DESCARTES : SÉPARÉ DES AUTRES, MAIS LIÉ À EUX

Si le “Je pense donc je suis’’ est pour Descartes une première vérité indubitable et, pour cette raison, exemplaire, elle ne le conduit nullement à ignorer l'existence des autres consciences, capables, elles aussi, d'accéder à la vérité. Bien plus, dans une Lettre à la princesse Elisabeth, Descartes observe qu'en réalité nous dépendons des communautés auxquelles nous appartenons. Une analyse nuancée et attentive des liens entre elles et nous conduit à percevoir leur complexité. Celle-ci interdit aussi bien le sacrifice de la communauté à ses intérêts propres qu'une subordination aveugle à celle-ci.

« Il y a encore une vérité dont la connaissance me semble fort utile : qui est que, bien que chacun de nous soit une personne séparée des autres, et dont, par conséquent, les intérêts sont en quelque sorte distincts de ceux du reste du monde, on doit toutefois penser qu’on ne saurait subsister seul, et qu’on est, en effet, l’une des parties de l’univers, et plus particulièrement encore l’une des paries de cette terre, l’une des parties de cet Etat, de cette société, de cette famille, à laquelle on est joint par sa demeure, par son serment, par sa naissance. Et il faut toujours préférer les intérêts du tout, dont on est partie, à ceux de sa personne en particulier ; car on aurait tort de s’exposer à un grand mal, pour procurer seulement un petit bien à ses parents ou à son pays ; et si un homme vaut plus, lui seul, que tout le reste de sa ville, il n’aurait pas raison de se vouloir perdre pour la sauver. »

DescartesLettre à Elisabeth, 15 septembre 164.

ordre des idées

1) Thèse centrale : un individu ne peut vivre indépendamment des autres. — Une restriction à cette thèse : chaque être est un individu distinct des autres ; conséquence pratique de cette restriction : ce qui convient à un être ne convient pas nécessairement aux autres. —Justification de la thèse : chaque individu est un élément de communautés plus larges (humanité, Etat, société, famille) ; divers liens, qui résultent du hasard (“naissance”) ou du choix volontaire (“serment”) font qu’il dépend de ces communautés.

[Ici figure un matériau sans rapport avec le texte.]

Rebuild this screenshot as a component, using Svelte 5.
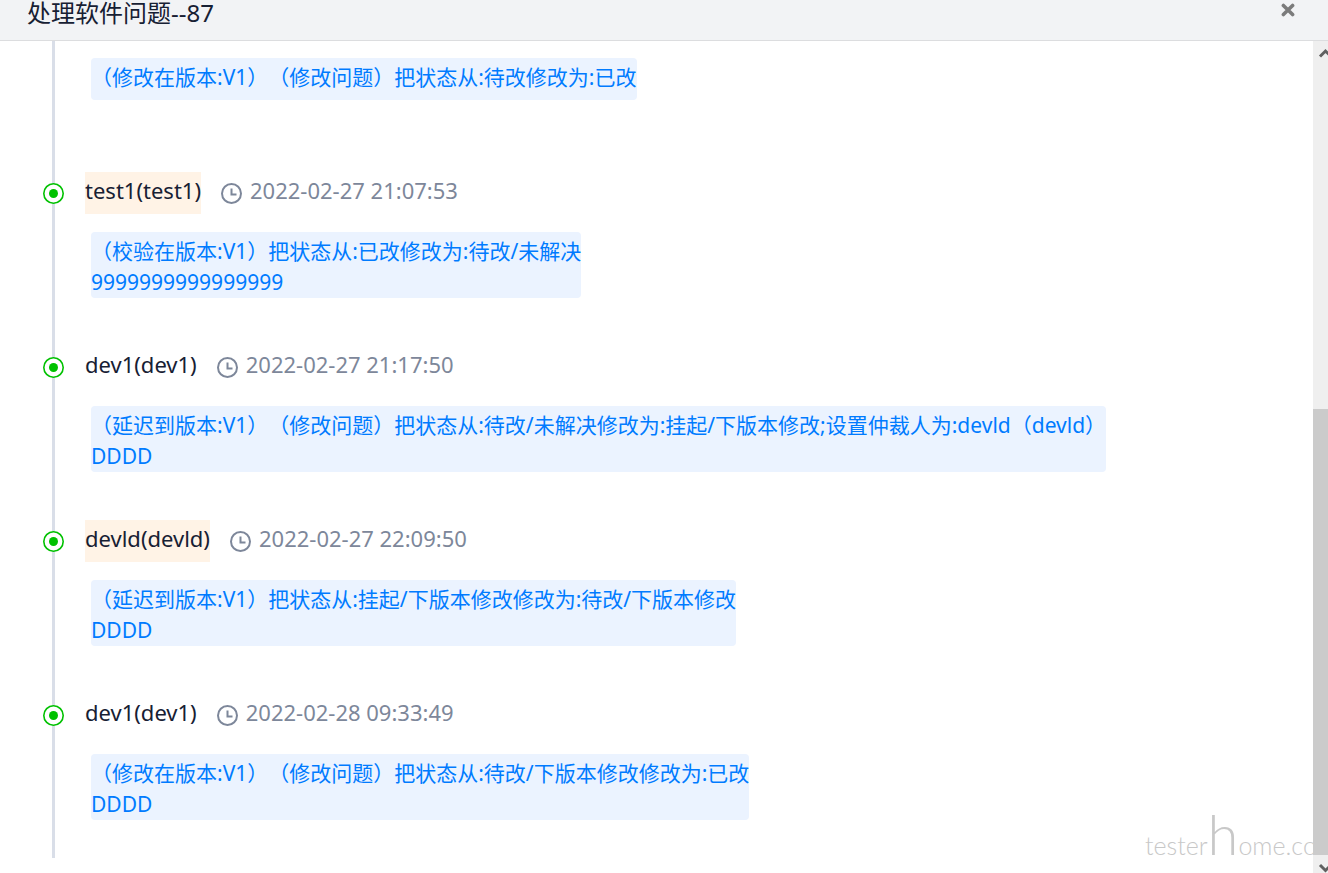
<script lang="ts">
	interface Entry {
		user?: string;
		time?: string;
		highlight?: boolean;
		lines: string[];
	}

	const title = '处理软件问题--87';

	const entries: Entry[] = [
		{
			lines: ['（修改在版本:V1）（修改问题）把状态从:待改修改为:已改']
		},
		{
			user: 'test1(test1)',
			time: '2022-02-27 21:07:53',
			highlight: true,
			lines: ['（校验在版本:V1）把状态从:已改修改为:待改/未解决', '9999999999999999']
		},
		{
			user: 'dev1(dev1)',
			time: '2022-02-27 21:17:50',
			lines: [
				'（延迟到版本:V1）（修改问题）把状态从:待改/未解决修改为:挂起/下版本修改;设置仲裁人为:devld（devld）',
				'DDDD'
			]
		},
		{
			user: 'devld(devld)',
			time: '2022-02-27 22:09:50',
			highlight: true,
			lines: ['（延迟到版本:V1）把状态从:挂起/下版本修改修改为:待改/下版本修改', 'DDDD']
		},
		{
			user: 'dev1(dev1)',
			time: '2022-02-28 09:33:49',
			lines: ['（修改在版本:V1）（修改问题）把状态从:待改/下版本修改修改为:已改', 'DDDD']
		}
	];
</script>

<div class="dialog">
	<header class="dialog-header">
		<h1>{title}</h1>
		<button class="close-btn" type="button" aria-label="关闭">
			<svg width="14" height="14" viewBox="0 0 14 14">
				<path d="M2.4 2.4 L11.6 11.6 M11.6 2.4 L2.4 11.6" />
			</svg>
		</button>
	</header>

	<div class="dialog-body">
		<main class="content">
			<ol class="timeline">
				{#each entries as entry}
					<li class="entry" class:continued={!entry.user}>
						{#if entry.user}
							<svg class="dot" width="21" height="21" viewBox="0 0 21 21">
								<circle cx="10.5" cy="10.5" r="9.7" fill="#fff" stroke="#00c100" stroke-width="1.6" />
								<circle cx="10.5" cy="10.5" r="4.5" fill="#00c100" />
							</svg>
							<div class="meta">
								<span class="user" class:highlight={entry.highlight}>{entry.user}</span>
								<svg class="clock" width="21" height="21" viewBox="0 0 21 21">
									<circle cx="10.5" cy="10.5" r="9.5" />
									<path d="M10.5 5.5 V11.5 H15.5" />
								</svg>
								<time>{entry.time}</time>
							</div>
						{/if}
						<div class="note">
							{#each entry.lines as line}
								<p>{line}</p>
							{/each}
						</div>
					</li>
				{/each}
			</ol>
			<div class="watermark">tester<span>h</span>ome.com</div>
		</main>

		<div class="scrollbar">
			<svg class="arrow" width="24" height="24" viewBox="0 0 24 24">
				<path d="M7 15.5 L12.5 10 L18 15.5" />
			</svg>
			<div class="track">
				<div class="thumb"></div>
			</div>
			<svg class="arrow" width="24" height="18" viewBox="0 0 24 18">
				<path d="M7 10 L12.5 15.5 L18 10" />
			</svg>
		</div>
	</div>
</div>

<style>
	:global(body) {
		background: #fff;
	}

	.dialog {
		display: flex;
		flex-direction: column;
		min-height: 100vh;
		overflow: hidden;
		font-family: 'Noto Sans', 'Noto Sans CJK SC', sans-serif;
		text-spacing-trim: space-all;
		color: #172033;
	}

	.dialog-header {
		display: flex;
		justify-content: space-between;
		align-items: flex-start;
		padding: 0 32px 14px 27px;
		background: #f2f3f5;
		border-bottom: 1px solid #dcdddf;
	}

	h1 {
		margin: 0;
		font-size: 24px;
		line-height: 26px;
		font-weight: 400;
	}

	.close-btn {
		display: flex;
		padding: 3px 1px;
		border: 0;
		background: none;
		cursor: pointer;
	}

	.close-btn path {
		fill: none;
		stroke: #7b7b7b;
		stroke-width: 3.6;
		stroke-linecap: round;
	}

	.dialog-body {
		flex: 1;
		display: grid;
		grid-template-columns: 1fr 15px;
	}

	.content {
		position: relative;
		min-width: 0;
		overflow: hidden;
		padding: 0 32px 15px 52px;
	}

	.timeline {
		margin: 0;
		padding: 0;
		list-style: none;
		border-left: 3px solid #d9dee8;
	}

	.entry {
		position: relative;
		padding: 0 0 48px 30px;
	}

	.entry.continued {
		padding-top: 17px;
		padding-bottom: 72px;
	}

	.entry:last-child {
		padding-bottom: 38px;
	}

	.dot {
		position: absolute;
		left: -12px;
		top: 11px;
	}

	.meta {
		display: flex;
		align-items: center;
		margin-bottom: 18px;
		font-size: 22px;
		line-height: 36px;
	}

	.user {
		padding-bottom: 6px;
	}

	.user.highlight {
		background: #fff3e6;
	}

	.clock {
		margin: 0 8px 0 20px;
		fill: none;
		stroke: #7d879a;
		stroke-width: 2;
	}

	time {
		padding-bottom: 6px;
		color: #7d879a;
	}

	.note {
		width: fit-content;
		box-sizing: border-box;
		min-height: 42px;
		margin-left: 6px;
		padding-top: 4px;
		border-radius: 4px;
		background: #ebf3ff;
		color: #007bff;
		font-size: 21px;
		line-height: 31px;
	}

	.note p {
		margin: 0;
	}

	.watermark {
		position: absolute;
		right: -24px;
		bottom: 8px;
		font-family: Lato, sans-serif;
		font-size: 25px;
		font-weight: 300;
		line-height: 40px;
		color: #c8c8c8;
	}

	.watermark span {
		font-size: 56px;
	}

	.scrollbar {
		display: flex;
		flex-direction: column;
		overflow: hidden;
		background: #efefef;
	}

	.arrow {
		flex: none;
		fill: none;
		stroke: #606060;
		stroke-width: 3;
	}

	.track {
		flex: 1;
		display: flex;
		flex-direction: column;
		justify-content: flex-end;
	}

	.thumb {
		height: 56.4%;
		background: #cbcbcb;
	}
</style>
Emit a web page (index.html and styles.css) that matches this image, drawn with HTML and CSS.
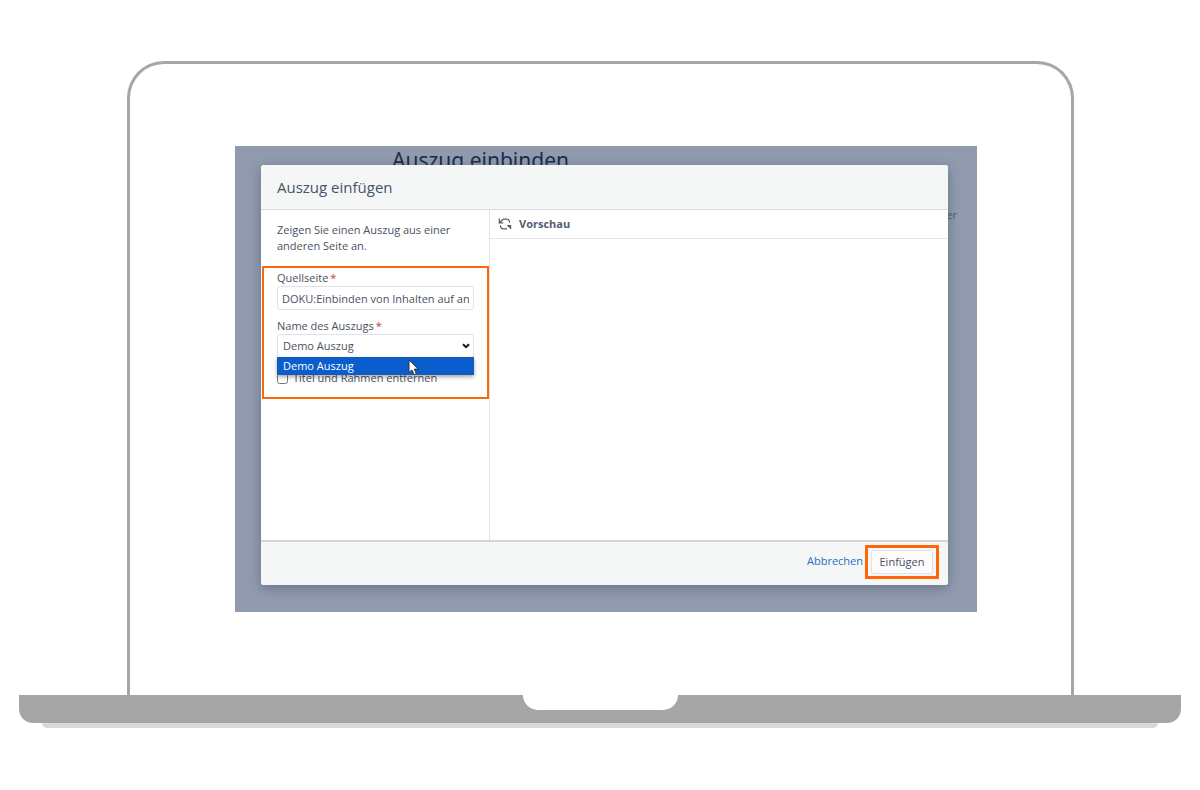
FILE: index.html
```
<!DOCTYPE html>
<html lang="de">
<head>
<meta charset="utf-8">
<title>Auszug einfügen</title>
<link rel="stylesheet" href="styles.css">
</head>
<body>
<div class="laptop">
  <div class="lid">
    <div class="screen">
      <h1 class="page-title">Auszug einbinden</h1>
      <p class="page-text">er</p>
      <div class="dialog" role="dialog" aria-labelledby="dialog-title">
        <header class="dialog-header"><h2 id="dialog-title">Auszug einfügen</h2></header>
        <div class="dialog-main">
          <form class="settings">
            <p class="intro">Zeigen Sie einen Auszug aus einer anderen Seite an.</p>
            <div class="fields">
              <label for="source">Quellseite<span class="required">*</span></label>
              <input class="control" id="source" type="text" value="DOKU:Einbinden von Inhalten auf anderen Seiten">
              <label for="name">Name des Auszugs<span class="required">*</span></label>
              <div class="select-wrap">
                <select class="control" id="name"><option>Demo Auszug</option></select>
                <svg class="chevron" viewBox="0 0 8 6"><path d="M1 1.2 4 4.2 7 1.2"/></svg>
                <div class="options">Demo Auszug</div>
                <svg class="cursor" viewBox="0 0 12 17"><path d="M1 1v12.5l3-2.6 2 4.8 2.3-1-2-4.6h4z"/></svg>
              </div>
              <div class="check">
                <input type="checkbox" id="plain">
                <label for="plain">Titel und Rahmen entfernen</label>
              </div>
            </div>
          </form>
          <section class="preview">
            <div class="preview-bar">
              <button class="refresh" type="button" aria-label="Aktualisieren">
                <svg viewBox="0 0 14 14"><path class="stroke" d="M5 2.2H8.6Q11.4 2.2 11.6 5.6M9 11.8H5.4Q2.6 11.8 2.4 8.4"/><path class="stroke" d="M1.3 1.6V5.8H5.2M1.6 5.5 5 2.2"/><path d="M13.2 12.6V8H8.6z"/></svg>
              </button>
              <h3>Vorschau</h3>
            </div>
          </section>
        </div>
        <footer class="dialog-footer">
          <a class="cancel" href="#">Abbrechen</a>
          <div class="marker"><button class="insert" type="button">Einfügen</button></div>
        </footer>
      </div>
    </div>
  </div>
  <div class="base"><div class="notch"></div></div>
  <div class="foot"></div>
</div>
</body>
</html>
```
FILE: styles.css
```
* { box-sizing: border-box; }
body {
  margin: 0;
  padding: 61px 19px 0;
  background: #fff;
  color: #4a5160;
  font: 11px/16px "Open Sans", "Noto Sans", sans-serif;
}
h1, h2, h3, p { margin: 0; font-weight: 400; }
button, input, select { font: inherit; color: inherit; }

.lid {
  margin: 0 107px 0 108px;
  padding: 82px 94px 83px 105px;
  border: 3px solid #a6a6a6;
  border-bottom: 0;
  border-radius: 37px 37px 0 0;
}
.screen {
  position: relative;
  overflow: hidden;
  min-height: 466px;
  background: #919bad;
}
.page-title {
  padding: 1px 0 0 157px;
  font-family: "Noto Sans", sans-serif;
  font-size: 21px;
  line-height: 26px;
  color: #1c2b4d;
}
.page-text {
  padding: 34px 20px 0 0;
  text-align: right;
  color: #4d5a75;
}

.dialog {
  position: absolute;
  inset: 19px 29px 27px 26px;
  display: flex;
  flex-direction: column;
  overflow: hidden;
  border-radius: 3px;
  background: #fff;
  box-shadow: 0 3px 12px rgba(40, 55, 85, .4);
}
.dialog-header {
  padding: 11px 16px;
  border-bottom: 1px solid #d9dcdf;
  background: #f5f7f7;
}
.dialog-header h2 { font-size: 15px; line-height: 22px; color: #48516a; }
.dialog-main { flex: 1; display: flex; }
.settings { width: 229px; border-right: 1px solid #e1e3e6; }
.intro { padding: 12px 24px 0 16px; }

.fields {
  display: flex;
  flex-direction: column;
  margin: 12px 0 0 1px;
  padding: 2px 13px 7px;
  border: 2px solid #ff6608;
}
.required { margin-left: 2px; color: #c9372c; }
.control {
  width: 100%;
  height: 24px;
  margin: 0 0 8px;
  padding: 0 4px;
  border: 1px solid #dfe2e6;
  border-radius: 3px;
  background: #fff;
}
.select-wrap { position: relative; }
.select-wrap .control { display: block; padding-left: 5px; appearance: none; }
.chevron {
  position: absolute;
  top: 9px;
  right: 4px;
  width: 8px;
  height: 6px;
  fill: none;
  stroke: #16181d;
  stroke-width: 2;
}
.options {
  position: absolute;
  top: 23px;
  left: 0;
  right: 0;
  padding: 0 5px;
  border: 1px solid #1d57b0;
  background: #0a5dcd;
  color: #fff;
  box-shadow: 0 2px 4px rgba(0, 0, 0, .35);
}
.cursor {
  position: absolute;
  top: 25px;
  right: 54px;
  width: 12px;
  height: 17px;
  fill: #fff;
  stroke: #30353f;
  stroke-width: 1;
}
.check { display: flex; align-items: center; gap: 5px; padding: 4px 0; }
.check input { width: 11px; height: 11px; margin: 0; }

.preview { flex: 1; }
.preview-bar {
  display: flex;
  align-items: center;
  gap: 7px;
  height: 29px;
  padding-left: 8px;
  border-bottom: 1px solid #e4e6e9;
}
.refresh { display: flex; padding: 0; border: 0; background: none; }
.refresh svg { width: 14px; height: 14px; fill: #555b66; }
.refresh .stroke { fill: none; stroke: #555b66; stroke-width: 1.2; }
.preview-bar h3 { font-size: 11px; line-height: 16px; font-weight: 700; color: #525d70; }

.dialog-footer {
  display: flex;
  align-items: flex-start;
  justify-content: flex-end;
  gap: 2px;
  height: 45px;
  padding: 3px 9px 0 0;
  border-top: 2px solid #d3d6d8;
  background: #f5f7f7;
}
.cancel { padding-top: 8px; color: #2270c0; text-decoration: none; }
.marker { padding: 2px 3px; border: 3px solid #ff6608; }
.insert {
  display: block;
  width: 62px;
  height: 24px;
  padding: 0;
  border: 1px solid #dfe2e6;
  border-radius: 3px;
  background: #fcfcfd;
}

.base {
  height: 28px;
  border-radius: 0 0 14px 14px;
  background: #a6a6a6;
}
.notch {
  width: 155px;
  height: 15px;
  margin: 0 auto;
  border-radius: 0 0 15px 15px;
  background: #fff;
}
.foot {
  height: 5px;
  margin: 0 23px;
  border-radius: 0 0 5px 5px;
  background: #d9d9d9;
}
```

2) Règle pratique tirée de la thèse centrale : — Énoncé de la règle (“préférer toujours les intérêts du tout...”) : chacun doit considérer que ce qui est bon pour l'ensemble auquel il appartient doit être préféré par lui à ce qui n'est bon que pour lui. —Limites à cette règle : la préférence accordée au groupe ne doit pas conduire à se sacrifier sans réflexion, en particulier si sa propre perfection est supérieure à celle du groupe.